■ **REQUIREMENT**: Write out the material again word for word, dropping any images it holds.

■ **PROVIDED DATA**:
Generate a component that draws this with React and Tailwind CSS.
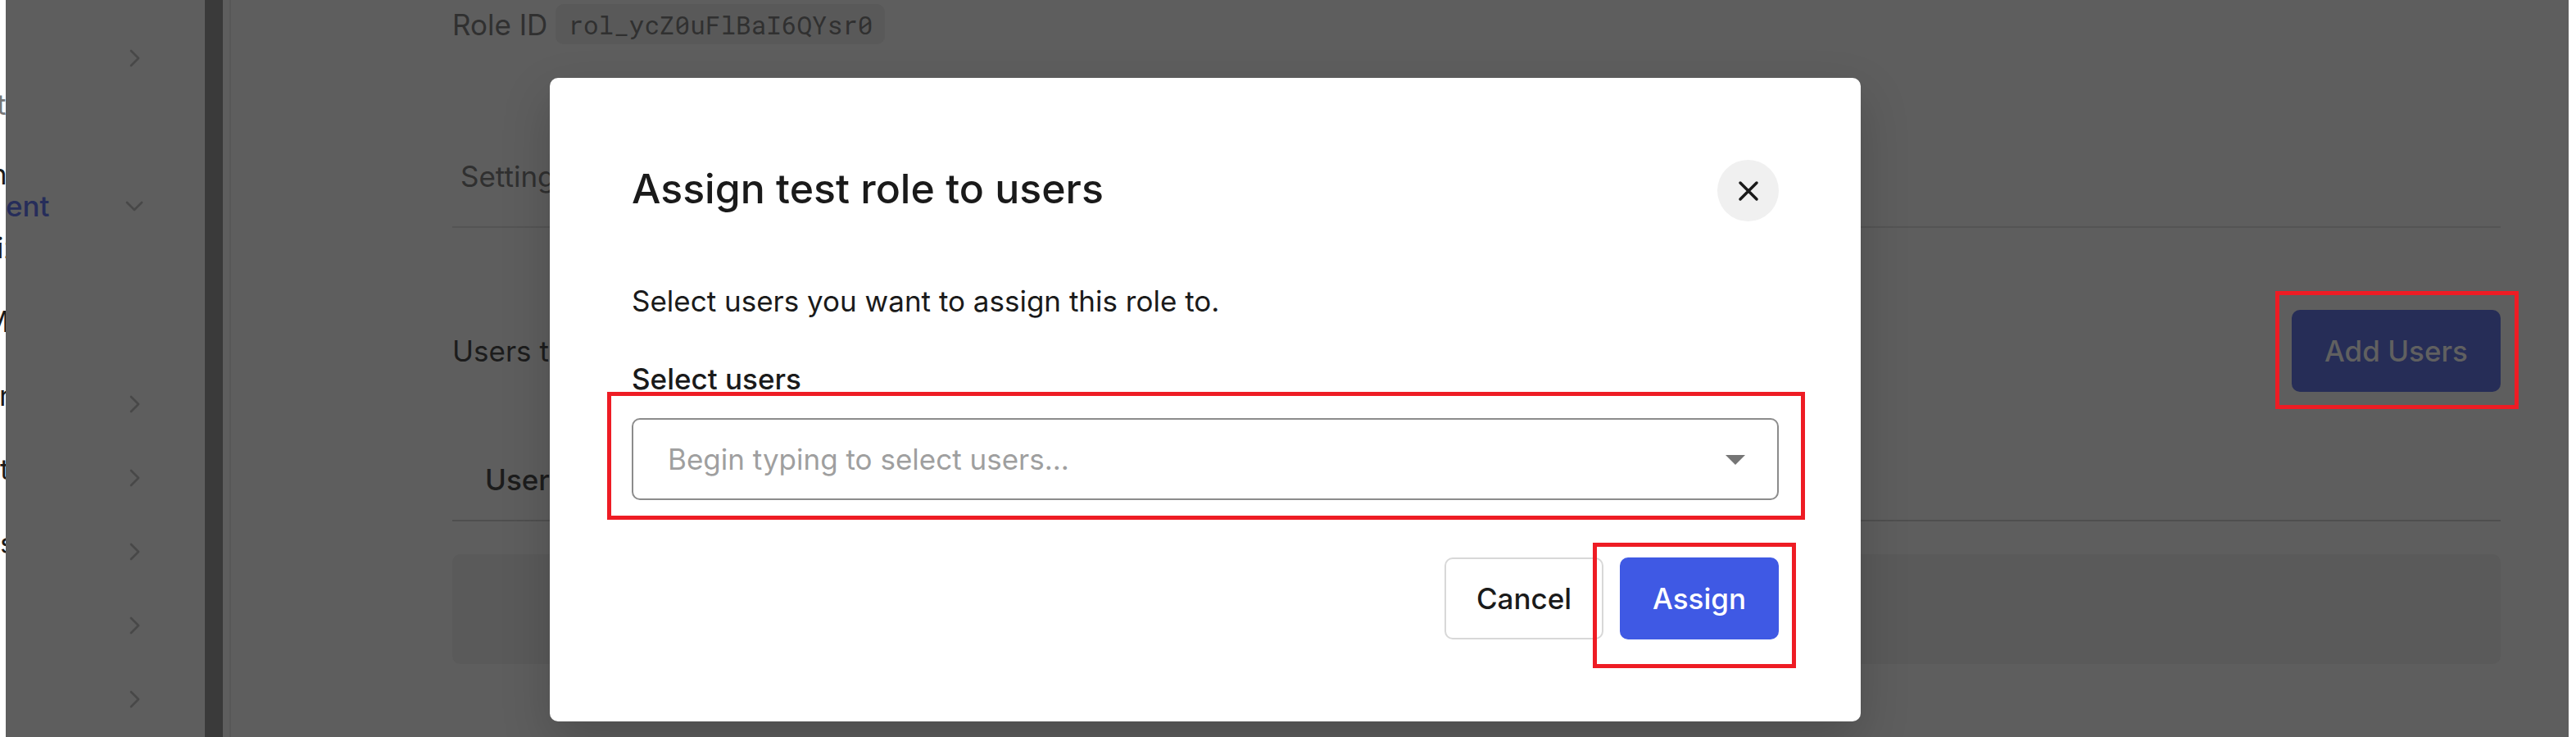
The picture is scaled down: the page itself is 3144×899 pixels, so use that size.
import React, { useState } from 'react';

const edgeRows = [
  { text: 't', className: 'h-20 -ml-1 text-[#777777]' },
  { text: 'n', className: 'h-[90px] -ml-3' },
  { text: 'iz', className: 'h-[90px] -ml-1' },
  { text: 'M', className: 'h-[90px] -ml-5' },
  { text: 'r', className: 'h-[90px] -ml-px' },
  { text: 't', className: 'h-[90px]' },
  { text: 's', className: 'h-[90px]' },
];

function Chevron({ open }) {
  return (
    <svg viewBox="0 0 24 24" className="h-6 w-6" fill="none" stroke="#484848" strokeWidth="2.6" strokeLinecap="round" strokeLinejoin="round">
      {open ? <path d="M3 8l9 9 9-9" /> : <path d="M8 3l9 9-9 9" />}
    </svg>
  );
}

function NavRow({ label, open }) {
  return (
    <button type="button" aria-label={label || 'Expand section'} className="flex h-[90px] w-full shrink-0 items-center justify-between pr-[74px]">
      <span className="font-medium text-[#262d5a]">{label}</span>
      <Chevron open={open} />
    </button>
  );
}

function Highlight({ className }) {
  return <span aria-hidden="true" className={`pointer-events-none absolute border-[5px] border-[#ee1c24] ${className}`} />;
}

function Sidebar() {
  return (
    <nav className="flex w-[243px] shrink-0 flex-col pt-[26px]">
      <NavRow />
      <div className="h-[90px] shrink-0" />
      <NavRow label="ent" open />
      <div className="h-[152px] shrink-0" />
      {[0, 1, 2, 3, 4].map((i) => (
        <NavRow key={i} />
      ))}
    </nav>
  );
}

function RolePage() {
  return (
    <main className="flex min-w-0 flex-1 flex-col pl-[270px] pr-[83px] pt-[5px]">
      <div className="flex h-[49px] shrink-0 items-center gap-2.5 text-[#303030]">
        <span>Role ID</span>
        <code className="flex h-[49px] items-center rounded-[10px] bg-[#595959] px-[15px] font-['Roboto_Mono','DejaVu_Sans_Mono',monospace] text-[31px]">rol_ycZ0uFlBaI6QYsr0</code>
      </div>

      <div className="mt-[99px] flex h-[125px] shrink-0 items-center border-b-2 border-[#545454] px-[10px]">
        <a href="#settings" className="text-[#303030]">Settings</a>
      </div>

      <div className="mt-[100px] flex h-[100px] shrink-0 items-center justify-between">
        <p className="text-[#1c1c1c]">Users t</p>
        <div className="relative">
          <button type="button" className="h-[100px] w-[255px] rounded-[10px] bg-[#262d57] font-medium text-[#606060]">Add Users</button>
          <Highlight className="-bottom-[21px] -left-5 -right-[22px] -top-[23px]" />
        </div>
      </div>

      <table className="mt-[57px] w-full">
        <thead>
          <tr className="h-[100px] border-b-2 border-[#4f4f4f]">
            <th className="px-10 text-left font-medium text-[#1c1c1c]">User</th>
          </tr>
        </thead>
      </table>
      <div className="mt-10 h-[134px] shrink-0 rounded-[10px] bg-[#5a5a5a]" />
    </main>
  );
}

function AssignDialog() {
  const [query, setQuery] = useState('');

  return (
    <div className="absolute inset-0 flex items-start justify-center pr-[202px] pt-[95px]">
      <section role="dialog" aria-labelledby="dialog-title" className="w-full max-w-[1600px] rounded-[10px] bg-white p-[100px] text-[#1a1a1a] shadow-[0_24px_60px_rgba(0,0,0,0.18)]">
        <header className="flex h-[75px] items-start justify-between">
          <h2 id="dialog-title" className="text-[50px] font-medium leading-[70px]">Assign test role to users</h2>
          <button type="button" aria-label="Close" className="grid h-[75px] w-[75px] place-items-center rounded-full bg-[#f0f0f0]">
            <svg viewBox="0 0 24 24" className="h-6 w-6 overflow-visible" fill="none" stroke="#1a1a1a" strokeWidth="3.5" strokeLinecap="round">
              <path d="M2 2l20 20M22 2L2 22" />
            </svg>
          </button>
        </header>

        <p className="mt-[72px] leading-[50px]">Select users you want to assign this role to.</p>

        <label htmlFor="users" className="mt-[45px] block font-medium leading-[50px]">Select users</label>
        <div className="relative mt-[23px]">
          <input
            id="users"
            value={query}
            onChange={(e) => setQuery(e.target.value)}
            placeholder="Begin typing to select users..."
            className="block h-[100px] w-full rounded-[10px] border-2 border-[#8c8c8c] px-[42px] placeholder:text-[#9f9f9f]"
          />
          <svg viewBox="0 0 24 12" className="absolute right-[41px] top-[45px] h-3 w-6" fill="#757575">
            <path d="M0 0h24L12 12z" />
          </svg>
          <Highlight className="-bottom-6 -left-[30px] -right-8 -top-8" />
        </div>

        <footer className="mt-[70px] flex justify-end gap-5">
          <button type="button" className="h-[100px] w-[194px] rounded-[10px] border-2 border-[#d8d8d8] font-medium">Cancel</button>
          <div className="relative">
            <button type="button" className="h-[100px] w-[194px] rounded-[10px] bg-[#3f59e4] font-medium text-white">Assign</button>
            <Highlight className="-bottom-[35px] -left-[33px] -right-[21px] -top-[18px]" />
          </div>
        </footer>
      </section>
    </div>
  );
}

export default function App() {
  return (
    <div className="relative flex h-screen w-full overflow-hidden bg-white pr-[9px] font-['Inter',sans-serif] text-[35px] leading-[50px]">
      <div className="flex w-[7px] shrink-0 flex-col overflow-hidden pt-[87px] text-[#1a1a1a]">
        {edgeRows.map((row, i) => (
          <span key={i} className={`flex shrink-0 items-center ${row.className}`}>{row.text}</span>
        ))}
      </div>
      <div className="flex min-w-0 flex-1 bg-[#5e5e5e]">
        <Sidebar />
        <div className="w-[22px] shrink-0 bg-[#3a3a3a]" />
        <div className="w-[10px] shrink-0 border-r-2 border-[#575757]" />
        <RolePage />
      </div>
      <AssignDialog />
    </div>
  );
}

■ **EXERCISE OUTPUT**:
Generate a component that draws this with React and Tailwind CSS.
The picture is scaled down: the page itself is 3144×899 pixels, so use that size.
import React, { useState } from 'react';

const edgeRows = [
  { text: 't', className: 'h-20 -ml-1 text-[#777777]' },
  { text: 'n', className: 'h-[90px] -ml-3' },
  { text: 'iz', className: 'h-[90px] -ml-1' },
  { text: 'M', className: 'h-[90px] -ml-5' },
  { text: 'r', className: 'h-[90px] -ml-px' },
  { text: 't', className: 'h-[90px]' },
  { text: 's', className: 'h-[90px]' },
];

function Chevron({ open }) {
  return (
    <svg viewBox="0 0 24 24" className="h-6 w-6" fill="none" stroke="#484848" strokeWidth="2.6" strokeLinecap="round" strokeLinejoin="round">
      {open ? <path d="M3 8l9 9 9-9" /> : <path d="M8 3l9 9-9 9" />}
    </svg>
  );
}

function NavRow({ label, open }) {
  return (
    <button type="button" aria-label={label || 'Expand section'} className="flex h-[90px] w-full shrink-0 items-center justify-between pr-[74px]">
      <span className="font-medium text-[#262d5a]">{label}</span>
      <Chevron open={open} />
    </button>
  );
}

function Highlight({ className }) {
  return <span aria-hidden="true" className={`pointer-events-none absolute border-[5px] border-[#ee1c24] ${className}`} />;
}

function Sidebar() {
  return (
    <nav className="flex w-[243px] shrink-0 flex-col pt-[26px]">
      <NavRow />
      <div className="h-[90px] shrink-0" />
      <NavRow label="ent" open />
      <div className="h-[152px] shrink-0" />
      {[0, 1, 2, 3, 4].map((i) => (
        <NavRow key={i} />
      ))}
    </nav>
  );
}

function RolePage() {
  return (
    <main className="flex min-w-0 flex-1 flex-col pl-[270px] pr-[83px] pt-[5px]">
      <div className="flex h-[49px] shrink-0 items-center gap-2.5 text-[#303030]">
        <span>Role ID</span>
        <code className="flex h-[49px] items-center rounded-[10px] bg-[#595959] px-[15px] font-['Roboto_Mono','DejaVu_Sans_Mono',monospace] text-[31px]">rol_ycZ0uFlBaI6QYsr0</code>
      </div>

      <div className="mt-[99px] flex h-[125px] shrink-0 items-center border-b-2 border-[#545454] px-[10px]">
        <a href="#settings" className="text-[#303030]">Settings</a>
      </div>

      <div className="mt-[100px] flex h-[100px] shrink-0 items-center justify-between">
        <p className="text-[#1c1c1c]">Users t</p>
        <div className="relative">
          <button type="button" className="h-[100px] w-[255px] rounded-[10px] bg-[#262d57] font-medium text-[#606060]">Add Users</button>
          <Highlight className="-bottom-[21px] -left-5 -right-[22px] -top-[23px]" />
        </div>
      </div>

      <table className="mt-[57px] w-full">
        <thead>
          <tr className="h-[100px] border-b-2 border-[#4f4f4f]">
            <th className="px-10 text-left font-medium text-[#1c1c1c]">User</th>
          </tr>
        </thead>
      </table>
      <div className="mt-10 h-[134px] shrink-0 rounded-[10px] bg-[#5a5a5a]" />
    </main>
  );
}

function AssignDialog() {
  const [query, setQuery] = useState('');

  return (
    <div className="absolute inset-0 flex items-start justify-center pr-[202px] pt-[95px]">
      <section role="dialog" aria-labelledby="dialog-title" className="w-full max-w-[1600px] rounded-[10px] bg-white p-[100px] text-[#1a1a1a] shadow-[0_24px_60px_rgba(0,0,0,0.18)]">
        <header className="flex h-[75px] items-start justify-between">
          <h2 id="dialog-title" className="text-[50px] font-medium leading-[70px]">Assign test role to users</h2>
          <button type="button" aria-label="Close" className="grid h-[75px] w-[75px] place-items-center rounded-full bg-[#f0f0f0]">
            <svg viewBox="0 0 24 24" className="h-6 w-6 overflow-visible" fill="none" stroke="#1a1a1a" strokeWidth="3.5" strokeLinecap="round">
              <path d="M2 2l20 20M22 2L2 22" />
            </svg>
          </button>
        </header>

        <p className="mt-[72px] leading-[50px]">Select users you want to assign this role to.</p>

        <label htmlFor="users" className="mt-[45px] block font-medium leading-[50px]">Select users</label>
        <div className="relative mt-[23px]">
          <input
            id="users"
            value={query}
            onChange={(e) => setQuery(e.target.value)}
            placeholder="Begin typing to select users..."
            className="block h-[100px] w-full rounded-[10px] border-2 border-[#8c8c8c] px-[42px] placeholder:text-[#9f9f9f]"
          />
          <svg viewBox="0 0 24 12" className="absolute right-[41px] top-[45px] h-3 w-6" fill="#757575">
            <path d="M0 0h24L12 12z" />
          </svg>
          <Highlight className="-bottom-6 -left-[30px] -right-8 -top-8" />
        </div>

        <footer className="mt-[70px] flex justify-end gap-5">
          <button type="button" className="h-[100px] w-[194px] rounded-[10px] border-2 border-[#d8d8d8] font-medium">Cancel</button>
          <div className="relative">
            <button type="button" className="h-[100px] w-[194px] rounded-[10px] bg-[#3f59e4] font-medium text-white">Assign</button>
            <Highlight className="-bottom-[35px] -left-[33px] -right-[21px] -top-[18px]" />
          </div>
        </footer>
      </section>
    </div>
  );
}

export default function App() {
  return (
    <div className="relative flex h-screen w-full overflow-hidden bg-white pr-[9px] font-['Inter',sans-serif] text-[35px] leading-[50px]">
      <div className="flex w-[7px] shrink-0 flex-col overflow-hidden pt-[87px] text-[#1a1a1a]">
        {edgeRows.map((row, i) => (
          <span key={i} className={`flex shrink-0 items-center ${row.className}`}>{row.text}</span>
        ))}
      </div>
      <div className="flex min-w-0 flex-1 bg-[#5e5e5e]">
        <Sidebar />
        <div className="w-[22px] shrink-0 bg-[#3a3a3a]" />
        <div className="w-[10px] shrink-0 border-r-2 border-[#575757]" />
        <RolePage />
      </div>
      <AssignDialog />
    </div>
  );
}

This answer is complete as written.